State v. Patrick A. Keller, 2019AP1573-CR, 3/3/21, District 2, (recommended for publication); case activity (including briefs)

Keller was convicted of causing mental harm, as a party to a crime, to his stepdaughter, who has autism. During his trial, the circuit court admitted statements made by non-testifying confidential reporters to Child Protective Services access workers. In a published decision, the court of appeals holds that these statements were not made for the primary purpose of gathering evidence to prosecute Keller, so the Confrontation Clause does not apply.

A defendant’s 6th Amendment confrontation right is violated when the circuit court admits an out-of-court statement made by someone who does not testify, those statements are testimonial. and the defendant has not had an opportunity to cross-examine the person. United States v. Crawford, 541 U.S. 36, 54 (2004).
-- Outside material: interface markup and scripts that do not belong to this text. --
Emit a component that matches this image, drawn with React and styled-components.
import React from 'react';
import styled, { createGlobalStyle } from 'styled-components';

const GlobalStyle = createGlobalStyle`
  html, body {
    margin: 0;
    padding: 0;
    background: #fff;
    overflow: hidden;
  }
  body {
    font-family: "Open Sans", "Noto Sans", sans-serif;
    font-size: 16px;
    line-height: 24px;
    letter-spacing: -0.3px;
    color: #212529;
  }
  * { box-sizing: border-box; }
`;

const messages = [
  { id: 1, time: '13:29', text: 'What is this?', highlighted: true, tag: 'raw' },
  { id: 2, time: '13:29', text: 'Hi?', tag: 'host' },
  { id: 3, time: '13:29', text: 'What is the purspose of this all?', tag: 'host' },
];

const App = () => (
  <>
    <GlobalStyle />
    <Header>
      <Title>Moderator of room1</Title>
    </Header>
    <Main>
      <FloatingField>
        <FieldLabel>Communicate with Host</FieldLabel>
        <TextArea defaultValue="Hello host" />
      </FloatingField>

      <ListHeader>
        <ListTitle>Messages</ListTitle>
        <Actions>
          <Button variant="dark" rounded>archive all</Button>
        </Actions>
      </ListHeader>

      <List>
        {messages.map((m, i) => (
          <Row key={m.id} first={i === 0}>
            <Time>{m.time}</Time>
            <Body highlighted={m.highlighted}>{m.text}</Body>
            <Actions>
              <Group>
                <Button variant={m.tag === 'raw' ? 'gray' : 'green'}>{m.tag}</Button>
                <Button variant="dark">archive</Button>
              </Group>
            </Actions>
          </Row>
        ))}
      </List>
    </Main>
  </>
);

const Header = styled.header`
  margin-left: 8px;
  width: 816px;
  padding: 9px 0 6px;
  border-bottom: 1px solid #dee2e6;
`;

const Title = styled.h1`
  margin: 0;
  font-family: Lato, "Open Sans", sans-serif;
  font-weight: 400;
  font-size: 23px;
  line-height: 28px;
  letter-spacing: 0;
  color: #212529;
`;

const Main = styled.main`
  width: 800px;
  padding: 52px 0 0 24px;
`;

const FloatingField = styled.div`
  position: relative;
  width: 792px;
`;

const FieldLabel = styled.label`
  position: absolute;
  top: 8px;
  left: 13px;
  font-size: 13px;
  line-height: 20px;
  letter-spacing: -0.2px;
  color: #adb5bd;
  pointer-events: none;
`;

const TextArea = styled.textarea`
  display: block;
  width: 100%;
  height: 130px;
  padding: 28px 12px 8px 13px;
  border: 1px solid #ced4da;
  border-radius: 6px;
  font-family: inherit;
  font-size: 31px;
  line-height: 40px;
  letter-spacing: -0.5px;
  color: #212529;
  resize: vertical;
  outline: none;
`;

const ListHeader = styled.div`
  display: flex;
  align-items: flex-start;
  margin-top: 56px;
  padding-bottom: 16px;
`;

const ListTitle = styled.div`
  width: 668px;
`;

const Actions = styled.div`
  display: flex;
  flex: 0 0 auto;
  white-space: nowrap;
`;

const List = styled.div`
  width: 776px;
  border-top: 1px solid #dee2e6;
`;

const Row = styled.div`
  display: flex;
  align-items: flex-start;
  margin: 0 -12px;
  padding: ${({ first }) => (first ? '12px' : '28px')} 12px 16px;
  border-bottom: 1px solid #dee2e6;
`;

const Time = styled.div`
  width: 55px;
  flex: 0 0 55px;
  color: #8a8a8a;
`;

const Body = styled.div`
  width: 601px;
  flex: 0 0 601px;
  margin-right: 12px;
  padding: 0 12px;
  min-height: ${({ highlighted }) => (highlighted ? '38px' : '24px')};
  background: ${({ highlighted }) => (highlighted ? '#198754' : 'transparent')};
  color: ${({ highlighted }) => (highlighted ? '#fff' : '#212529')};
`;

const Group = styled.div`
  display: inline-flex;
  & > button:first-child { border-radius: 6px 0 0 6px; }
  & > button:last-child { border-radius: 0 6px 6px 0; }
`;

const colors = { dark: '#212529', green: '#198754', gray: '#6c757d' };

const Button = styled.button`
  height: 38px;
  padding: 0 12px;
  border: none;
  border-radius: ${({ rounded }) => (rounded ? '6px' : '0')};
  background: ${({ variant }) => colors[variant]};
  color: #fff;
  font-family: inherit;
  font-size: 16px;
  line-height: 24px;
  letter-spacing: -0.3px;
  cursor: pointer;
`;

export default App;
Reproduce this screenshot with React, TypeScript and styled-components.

¶20 “In determining whether an out-of-court statement is testimonial, we must decide ‘whether, in light of all the circumstances, viewed objectively,’ the ‘declarant is acting as a witness against the defendant ….’” State v. Nelson, 2021 WI App 2, ¶29, ___ Wis. 2d ___, ___ N.W.2d ___ (citation omitted). We make such a decision “by considering whether the ‘primary purpose’ of the statement was to ‘gather evidence for [the defendant’s] prosecution’ or ‘substitute for testimony in a criminal prosecution.’” Id. (citation omitted). Factors relevant to our analysis include: “(1) the formality/informality of the situation producing the out-of-court statement; (2) whether the statement is given to law enforcement or a non-law enforcement individual; (3) the age of the declarant and (4) the context in which the statement was given.” [State v. Mattox, 2017 WI 9, ¶32, 373 Wis. 2d 122, 890 N.W.2d 256.]

Applying this test, the court of appeals found the confidential reporters’ statements in this case were not testimonial. The statements were not written, signed, or in any way formal. They were oral statements made to CPS access workers.  The confidential reporters could have called 911 and made their statements to police, but they made them to CSP workers instead. Presumably, the reporters were adults. And, according to the access workers who testified about the statements, the statements were made in order to secure protection for the child not for use in a criminal prosecution. And even if the confidential reporters contemplated that the statements could be used in a criminal prosecution, this was not the primary purpose of the statements. Opinion, ¶¶22-25.

This is the second time in 3 months that District 2 has issued a published decision rejecting a Confrontation Clause challenge.  Nelson held that the defendant’s confrontation rights were not violated when the circuit court admitted a Sexual Abuse Evaluation requested by police even though the author of the evaluation did not testify at trial.  See our post here. Nelson includes a majority, concurring and dissenting opinion. The defendant filed a petition for review, but SCOW recently denied it.